Fluorescent superlattices of gold nanoparticles: a new class of functional materials

Abstract

Fluorescent three-dimensional (3-D) superlattices of dansyl glutathione protected gold nanoparticles, with potential applications in molecular detection, have been synthesized at an air/water interface by controlling the pH of the nanoparticle suspension. The number of fluorophores per nanoparticle was calculated to be ~127. Morphologies of the superlattice crystals were examined using scanning electron microscopy (SEM). Most of the crystals observed were triangular in shape. High-resolution transmission electron microscopy (HRTEM) and small angle X-ray scattering (SAXS) were used to study the packing of nanoparticles in these crystals. Both these studies showed that the nanoparticles were arranged in a face-centered cubic (fcc) pattern with a particle-particle distance (center-center) of ~10.5 nm. Evolution of the crystal morphologies with time was also examined. The fluorescence properties of these triangles were studied using confocal fluorescence imaging and confocal Raman mapping, which were in good agreement with the morphologies observed by SEM. The superlattice exhibits near-infrared (NIR) absorption in the range 1100-2500 nm.
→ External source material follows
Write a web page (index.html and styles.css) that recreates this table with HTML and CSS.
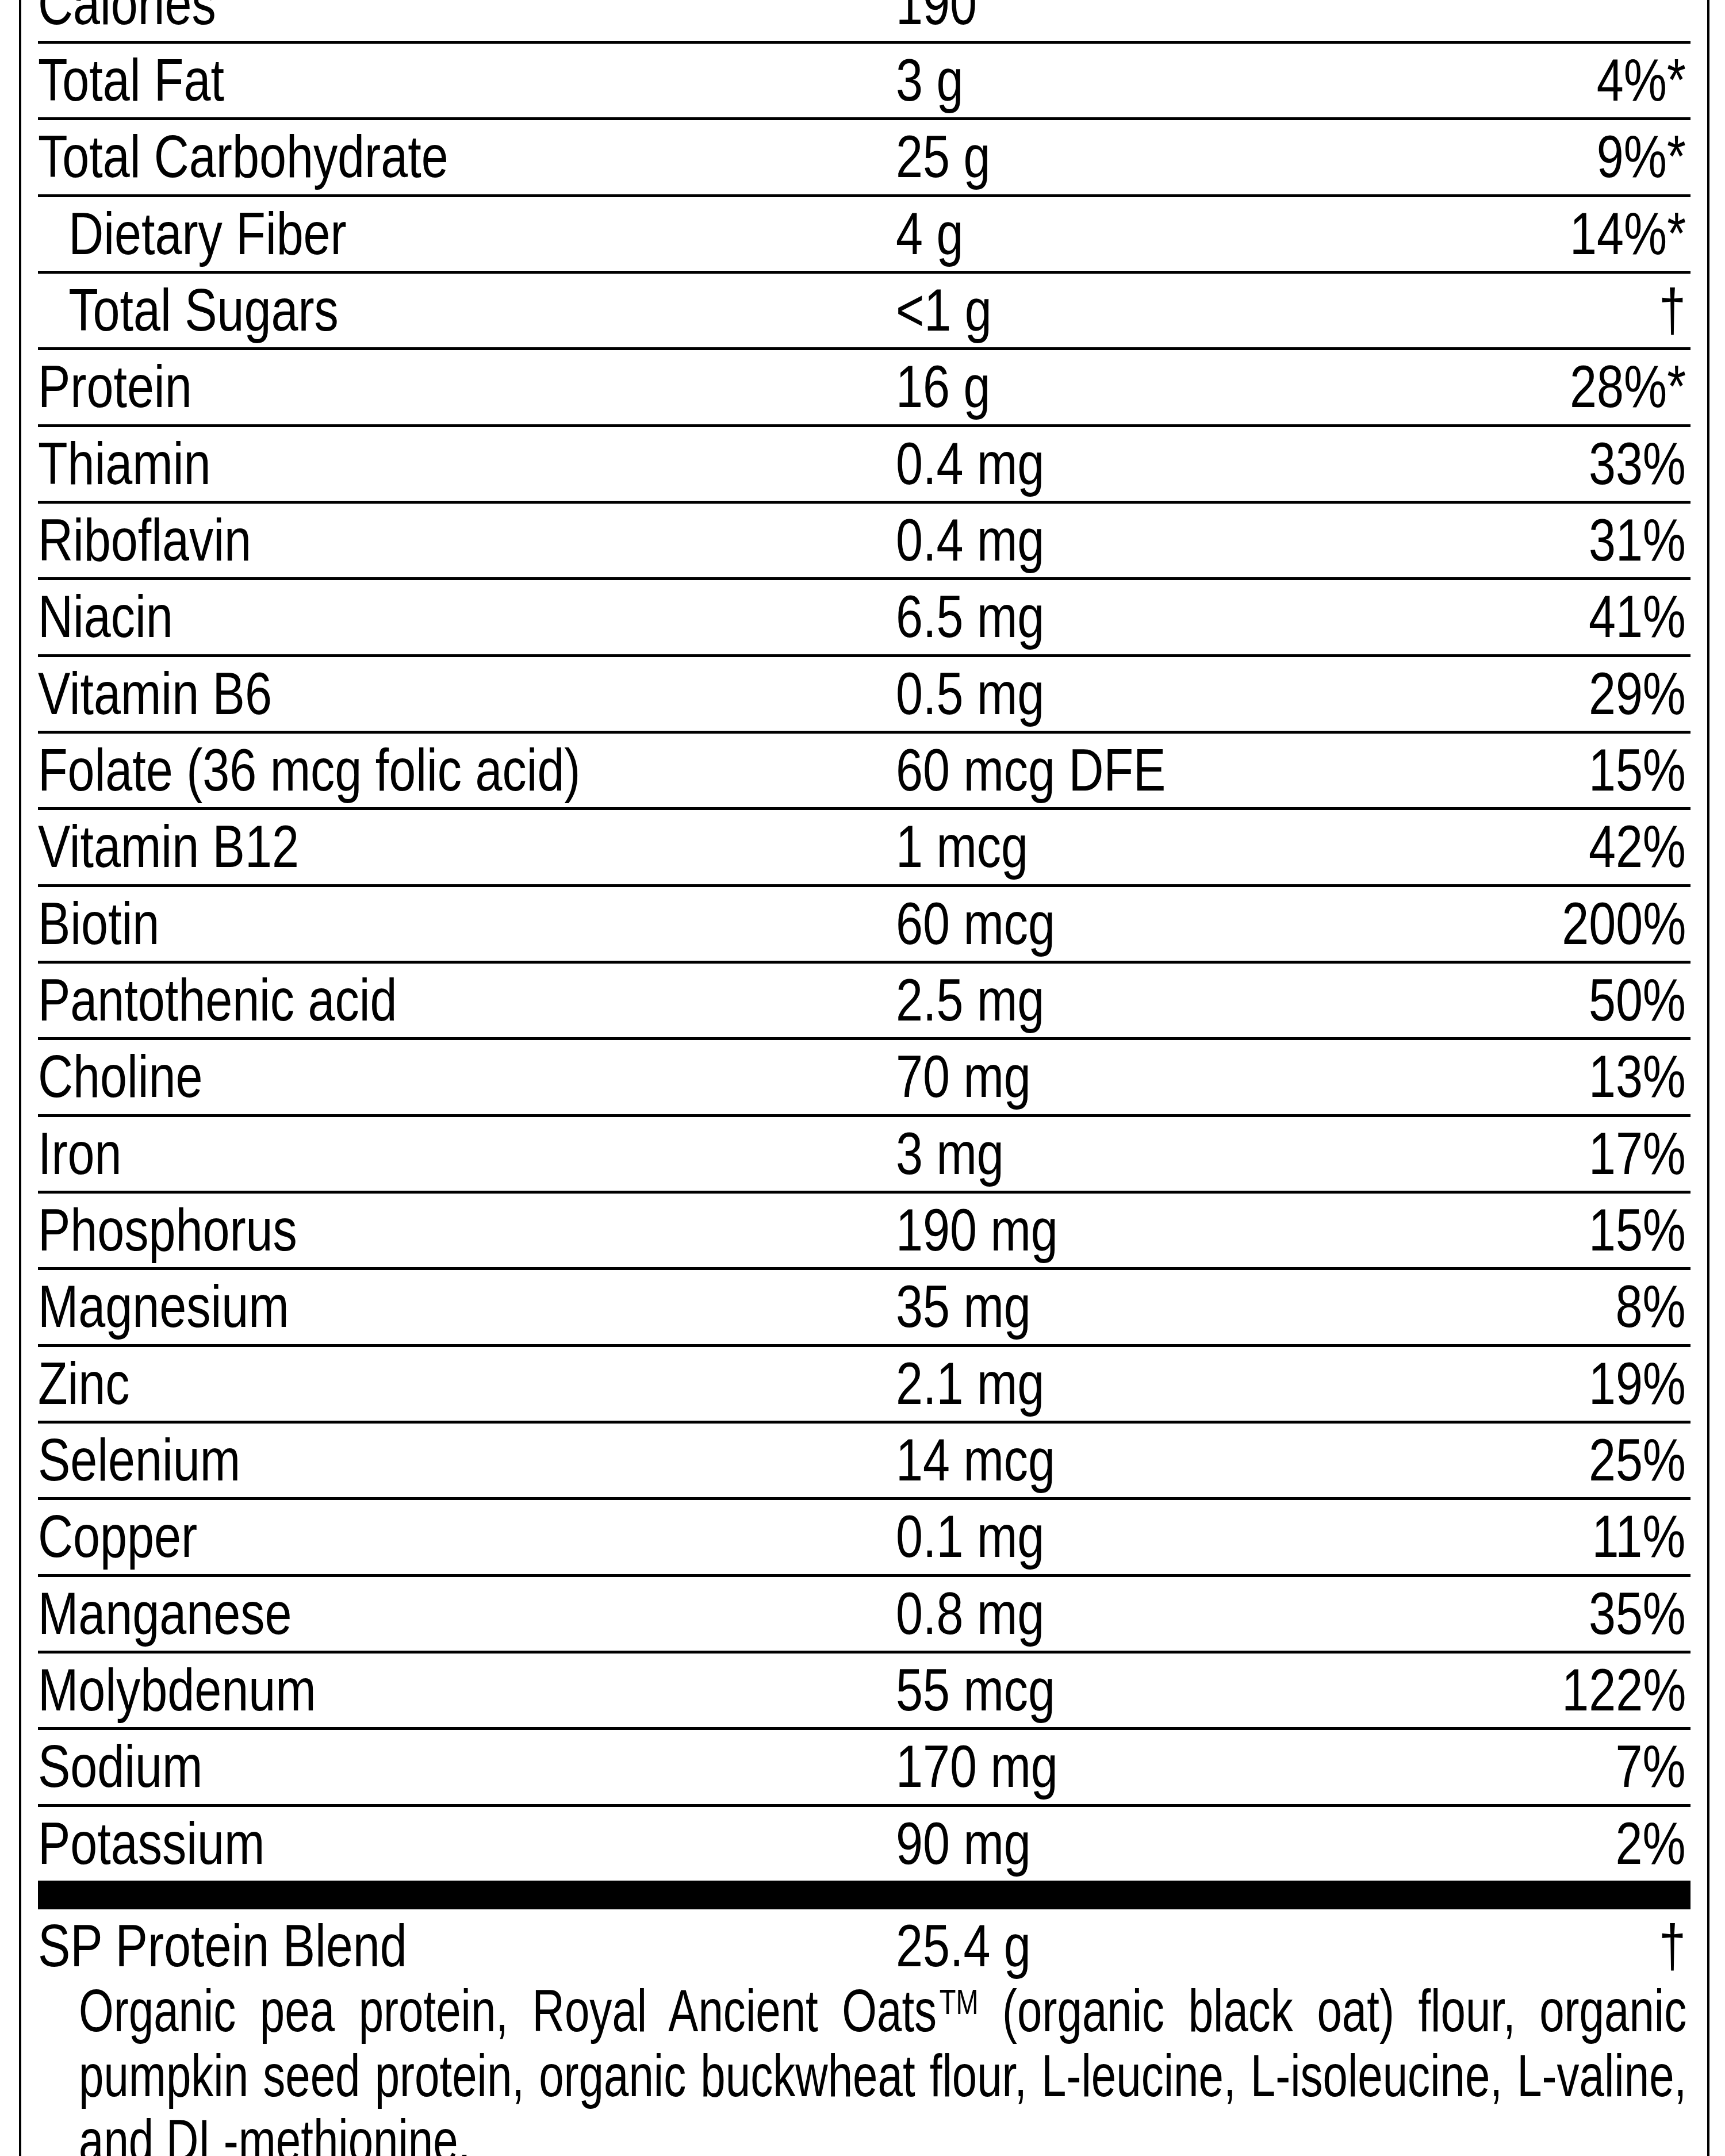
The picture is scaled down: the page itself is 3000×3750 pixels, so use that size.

Easy synthesis of such functional nanoparticle-based solids makes it possible to use them in novel applications. We utilized the fluorescence of dansyl glutathione gold superlattice crystals for the selective detection of bovine serum albumin (BSA), the major protein constituent of blood plasma, based on the selective binding of the naphthalene ring of the dansyl moiety with site I of BSA.